**Instructions for the task:** Print out the material that follows word for word.

━━━━━ Supplied material

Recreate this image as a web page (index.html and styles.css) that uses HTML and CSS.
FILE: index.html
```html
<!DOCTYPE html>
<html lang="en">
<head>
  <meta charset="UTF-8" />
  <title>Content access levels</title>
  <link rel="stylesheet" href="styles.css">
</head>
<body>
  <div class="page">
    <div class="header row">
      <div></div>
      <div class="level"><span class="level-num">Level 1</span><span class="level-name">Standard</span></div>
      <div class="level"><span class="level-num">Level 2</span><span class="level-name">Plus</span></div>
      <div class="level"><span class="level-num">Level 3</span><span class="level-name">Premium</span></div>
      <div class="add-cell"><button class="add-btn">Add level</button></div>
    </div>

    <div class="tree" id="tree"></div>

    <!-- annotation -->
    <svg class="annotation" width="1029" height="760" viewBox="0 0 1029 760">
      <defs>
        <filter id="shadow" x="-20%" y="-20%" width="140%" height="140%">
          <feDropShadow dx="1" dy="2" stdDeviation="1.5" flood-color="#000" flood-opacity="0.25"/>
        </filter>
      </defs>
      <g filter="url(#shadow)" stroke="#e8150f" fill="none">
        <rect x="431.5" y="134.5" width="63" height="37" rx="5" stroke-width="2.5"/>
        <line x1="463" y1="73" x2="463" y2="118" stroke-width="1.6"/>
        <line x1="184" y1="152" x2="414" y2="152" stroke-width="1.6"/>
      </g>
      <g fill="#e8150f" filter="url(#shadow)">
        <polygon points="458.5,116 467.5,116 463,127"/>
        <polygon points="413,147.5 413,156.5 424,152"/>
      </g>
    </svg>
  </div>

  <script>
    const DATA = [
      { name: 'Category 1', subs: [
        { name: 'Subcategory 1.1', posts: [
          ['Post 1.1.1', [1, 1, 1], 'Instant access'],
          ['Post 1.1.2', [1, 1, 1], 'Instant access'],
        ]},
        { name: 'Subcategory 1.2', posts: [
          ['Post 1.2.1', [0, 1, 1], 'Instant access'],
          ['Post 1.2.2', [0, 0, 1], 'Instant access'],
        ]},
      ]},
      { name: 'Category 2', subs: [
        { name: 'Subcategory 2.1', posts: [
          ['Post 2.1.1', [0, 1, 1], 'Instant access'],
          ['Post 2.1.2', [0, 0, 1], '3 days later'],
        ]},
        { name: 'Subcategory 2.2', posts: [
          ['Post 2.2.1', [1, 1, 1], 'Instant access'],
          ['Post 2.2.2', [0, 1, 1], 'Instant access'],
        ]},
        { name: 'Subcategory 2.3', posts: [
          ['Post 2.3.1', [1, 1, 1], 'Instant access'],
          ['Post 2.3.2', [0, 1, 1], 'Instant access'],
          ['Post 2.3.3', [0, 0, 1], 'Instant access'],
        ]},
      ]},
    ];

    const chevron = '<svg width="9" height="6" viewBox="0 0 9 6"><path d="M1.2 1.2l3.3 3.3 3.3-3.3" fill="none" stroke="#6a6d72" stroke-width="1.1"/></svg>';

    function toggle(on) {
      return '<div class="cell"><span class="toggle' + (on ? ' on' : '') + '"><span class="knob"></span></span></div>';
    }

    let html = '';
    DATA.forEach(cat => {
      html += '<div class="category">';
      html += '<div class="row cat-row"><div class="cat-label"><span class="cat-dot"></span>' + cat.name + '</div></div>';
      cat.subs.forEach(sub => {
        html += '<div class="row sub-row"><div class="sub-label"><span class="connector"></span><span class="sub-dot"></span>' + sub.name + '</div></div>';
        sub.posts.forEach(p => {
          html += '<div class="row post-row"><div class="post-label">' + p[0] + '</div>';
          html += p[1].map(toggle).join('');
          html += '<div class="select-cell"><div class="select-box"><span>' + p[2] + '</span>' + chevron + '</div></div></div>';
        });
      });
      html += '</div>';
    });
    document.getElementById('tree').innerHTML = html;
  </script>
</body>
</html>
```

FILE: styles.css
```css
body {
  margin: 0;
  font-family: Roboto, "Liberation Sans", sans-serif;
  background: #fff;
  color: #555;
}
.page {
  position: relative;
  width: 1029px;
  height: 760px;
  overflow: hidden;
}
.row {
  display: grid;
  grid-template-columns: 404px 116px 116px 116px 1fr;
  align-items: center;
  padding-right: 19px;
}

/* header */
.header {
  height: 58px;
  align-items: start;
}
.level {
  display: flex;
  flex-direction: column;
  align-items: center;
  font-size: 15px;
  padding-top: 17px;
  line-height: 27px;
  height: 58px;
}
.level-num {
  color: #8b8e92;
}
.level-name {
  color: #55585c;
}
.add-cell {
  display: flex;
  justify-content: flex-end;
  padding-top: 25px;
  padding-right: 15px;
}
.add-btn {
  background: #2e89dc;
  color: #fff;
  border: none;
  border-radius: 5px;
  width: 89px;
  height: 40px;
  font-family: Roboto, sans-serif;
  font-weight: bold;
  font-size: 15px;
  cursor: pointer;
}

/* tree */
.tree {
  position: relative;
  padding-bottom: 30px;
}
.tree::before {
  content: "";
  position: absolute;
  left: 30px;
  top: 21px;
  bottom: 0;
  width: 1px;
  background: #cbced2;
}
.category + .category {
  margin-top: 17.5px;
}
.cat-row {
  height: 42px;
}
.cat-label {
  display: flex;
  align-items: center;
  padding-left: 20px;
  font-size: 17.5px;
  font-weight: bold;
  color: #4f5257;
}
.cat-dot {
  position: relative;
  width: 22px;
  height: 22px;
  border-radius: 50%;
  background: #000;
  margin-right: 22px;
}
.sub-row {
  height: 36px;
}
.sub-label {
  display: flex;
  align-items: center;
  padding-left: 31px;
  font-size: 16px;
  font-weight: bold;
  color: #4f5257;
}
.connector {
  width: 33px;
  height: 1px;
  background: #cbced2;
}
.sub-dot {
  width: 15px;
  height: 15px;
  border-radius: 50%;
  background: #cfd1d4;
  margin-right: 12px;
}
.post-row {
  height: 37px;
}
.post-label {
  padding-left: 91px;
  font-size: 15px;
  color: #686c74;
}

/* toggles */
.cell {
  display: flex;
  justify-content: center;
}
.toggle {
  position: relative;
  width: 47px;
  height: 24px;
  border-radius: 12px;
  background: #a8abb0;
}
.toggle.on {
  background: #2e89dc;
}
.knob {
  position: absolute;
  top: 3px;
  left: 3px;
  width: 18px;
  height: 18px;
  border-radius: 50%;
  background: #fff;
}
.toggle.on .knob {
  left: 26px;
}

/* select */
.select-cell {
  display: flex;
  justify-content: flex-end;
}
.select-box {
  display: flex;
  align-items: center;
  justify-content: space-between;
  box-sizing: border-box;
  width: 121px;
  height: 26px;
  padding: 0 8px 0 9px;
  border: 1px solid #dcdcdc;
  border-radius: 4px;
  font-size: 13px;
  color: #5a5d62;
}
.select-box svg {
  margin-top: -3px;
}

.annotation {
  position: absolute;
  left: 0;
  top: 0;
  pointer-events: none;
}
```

━━━━━━━━━━

**Completed task:**
Recreate this image as a web page (index.html and styles.css) that uses HTML and CSS.
FILE: index.html
```html
<!DOCTYPE html>
<html lang="en">
<head>
  <meta charset="UTF-8" />
  <title>Content access levels</title>
  <link rel="stylesheet" href="styles.css">
</head>
<body>
  <div class="page">
    <div class="header row">
      <div></div>
      <div class="level"><span class="level-num">Level 1</span><span class="level-name">Standard</span></div>
      <div class="level"><span class="level-num">Level 2</span><span class="level-name">Plus</span></div>
      <div class="level"><span class="level-num">Level 3</span><span class="level-name">Premium</span></div>
      <div class="add-cell"><button class="add-btn">Add level</button></div>
    </div>

    <div class="tree" id="tree"></div>

    <!-- annotation -->
    <svg class="annotation" width="1029" height="760" viewBox="0 0 1029 760">
      <defs>
        <filter id="shadow" x="-20%" y="-20%" width="140%" height="140%">
          <feDropShadow dx="1" dy="2" stdDeviation="1.5" flood-color="#000" flood-opacity="0.25"/>
        </filter>
      </defs>
      <g filter="url(#shadow)" stroke="#e8150f" fill="none">
        <rect x="431.5" y="134.5" width="63" height="37" rx="5" stroke-width="2.5"/>
        <line x1="463" y1="73" x2="463" y2="118" stroke-width="1.6"/>
        <line x1="184" y1="152" x2="414" y2="152" stroke-width="1.6"/>
      </g>
      <g fill="#e8150f" filter="url(#shadow)">
        <polygon points="458.5,116 467.5,116 463,127"/>
        <polygon points="413,147.5 413,156.5 424,152"/>
      </g>
    </svg>
  </div>

  <script>
    const DATA = [
      { name: 'Category 1', subs: [
        { name: 'Subcategory 1.1', posts: [
          ['Post 1.1.1', [1, 1, 1], 'Instant access'],
          ['Post 1.1.2', [1, 1, 1], 'Instant access'],
        ]},
        { name: 'Subcategory 1.2', posts: [
          ['Post 1.2.1', [0, 1, 1], 'Instant access'],
          ['Post 1.2.2', [0, 0, 1], 'Instant access'],
        ]},
      ]},
      { name: 'Category 2', subs: [
        { name: 'Subcategory 2.1', posts: [
          ['Post 2.1.1', [0, 1, 1], 'Instant access'],
          ['Post 2.1.2', [0, 0, 1], '3 days later'],
        ]},
        { name: 'Subcategory 2.2', posts: [
          ['Post 2.2.1', [1, 1, 1], 'Instant access'],
          ['Post 2.2.2', [0, 1, 1], 'Instant access'],
        ]},
        { name: 'Subcategory 2.3', posts: [
          ['Post 2.3.1', [1, 1, 1], 'Instant access'],
          ['Post 2.3.2', [0, 1, 1], 'Instant access'],
          ['Post 2.3.3', [0, 0, 1], 'Instant access'],
        ]},
      ]},
    ];

    const chevron = '<svg width="9" height="6" viewBox="0 0 9 6"><path d="M1.2 1.2l3.3 3.3 3.3-3.3" fill="none" stroke="#6a6d72" stroke-width="1.1"/></svg>';

    function toggle(on) {
      return '<div class="cell"><span class="toggle' + (on ? ' on' : '') + '"><span class="knob"></span></span></div>';
    }

    let html = '';
    DATA.forEach(cat => {
      html += '<div class="category">';
      html += '<div class="row cat-row"><div class="cat-label"><span class="cat-dot"></span>' + cat.name + '</div></div>';
      cat.subs.forEach(sub => {
        html += '<div class="row sub-row"><div class="sub-label"><span class="connector"></span><span class="sub-dot"></span>' + sub.name + '</div></div>';
        sub.posts.forEach(p => {
          html += '<div class="row post-row"><div class="post-label">' + p[0] + '</div>';
          html += p[1].map(toggle).join('');
          html += '<div class="select-cell"><div class="select-box"><span>' + p[2] + '</span>' + chevron + '</div></div></div>';
        });
      });
      html += '</div>';
    });
    document.getElementById('tree').innerHTML = html;
  </script>
</body>
</html>
```

FILE: styles.css
```css
body {
  margin: 0;
  font-family: Roboto, "Liberation Sans", sans-serif;
  background: #fff;
  color: #555;
}
.page {
  position: relative;
  width: 1029px;
  height: 760px;
  overflow: hidden;
}
.row {
  display: grid;
  grid-template-columns: 404px 116px 116px 116px 1fr;
  align-items: center;
  padding-right: 19px;
}

/* header */
.header {
  height: 58px;
  align-items: start;
}
.level {
  display: flex;
  flex-direction: column;
  align-items: center;
  font-size: 15px;
  padding-top: 17px;
  line-height: 27px;
  height: 58px;
}
.level-num {
  color: #8b8e92;
}
.level-name {
  color: #55585c;
}
.add-cell {
  display: flex;
  justify-content: flex-end;
  padding-top: 25px;
  padding-right: 15px;
}
.add-btn {
  background: #2e89dc;
  color: #fff;
  border: none;
  border-radius: 5px;
  width: 89px;
  height: 40px;
  font-family: Roboto, sans-serif;
  font-weight: bold;
  font-size: 15px;
  cursor: pointer;
}

/* tree */
.tree {
  position: relative;
  padding-bottom: 30px;
}
.tree::before {
  content: "";
  position: absolute;
  left: 30px;
  top: 21px;
  bottom: 0;
  width: 1px;
  background: #cbced2;
}
.category + .category {
  margin-top: 17.5px;
}
.cat-row {
  height: 42px;
}
.cat-label {
  display: flex;
  align-items: center;
  padding-left: 20px;
  font-size: 17.5px;
  font-weight: bold;
  color: #4f5257;
}
.cat-dot {
  position: relative;
  width: 22px;
  height: 22px;
  border-radius: 50%;
  background: #000;
  margin-right: 22px;
}
.sub-row {
  height: 36px;
}
.sub-label {
  display: flex;
  align-items: center;
  padding-left: 31px;
  font-size: 16px;
  font-weight: bold;
  color: #4f5257;
}
.connector {
  width: 33px;
  height: 1px;
  background: #cbced2;
}
.sub-dot {
  width: 15px;
  height: 15px;
  border-radius: 50%;
  background: #cfd1d4;
  margin-right: 12px;
}
.post-row {
  height: 37px;
}
.post-label {
  padding-left: 91px;
  font-size: 15px;
  color: #686c74;
}

/* toggles */
.cell {
  display: flex;
  justify-content: center;
}
.toggle {
  position: relative;
  width: 47px;
  height: 24px;
  border-radius: 12px;
  background: #a8abb0;
}
.toggle.on {
  background: #2e89dc;
}
.knob {
  position: absolute;
  top: 3px;
  left: 3px;
  width: 18px;
  height: 18px;
  border-radius: 50%;
  background: #fff;
}
.toggle.on .knob {
  left: 26px;
}

/* select */
.select-cell {
  display: flex;
  justify-content: flex-end;
}
.select-box {
  display: flex;
  align-items: center;
  justify-content: space-between;
  box-sizing: border-box;
  width: 121px;
  height: 26px;
  padding: 0 8px 0 9px;
  border: 1px solid #dcdcdc;
  border-radius: 4px;
  font-size: 13px;
  color: #5a5d62;
}
.select-box svg {
  margin-top: -3px;
}

.annotation {
  position: absolute;
  left: 0;
  top: 0;
  pointer-events: none;
}
```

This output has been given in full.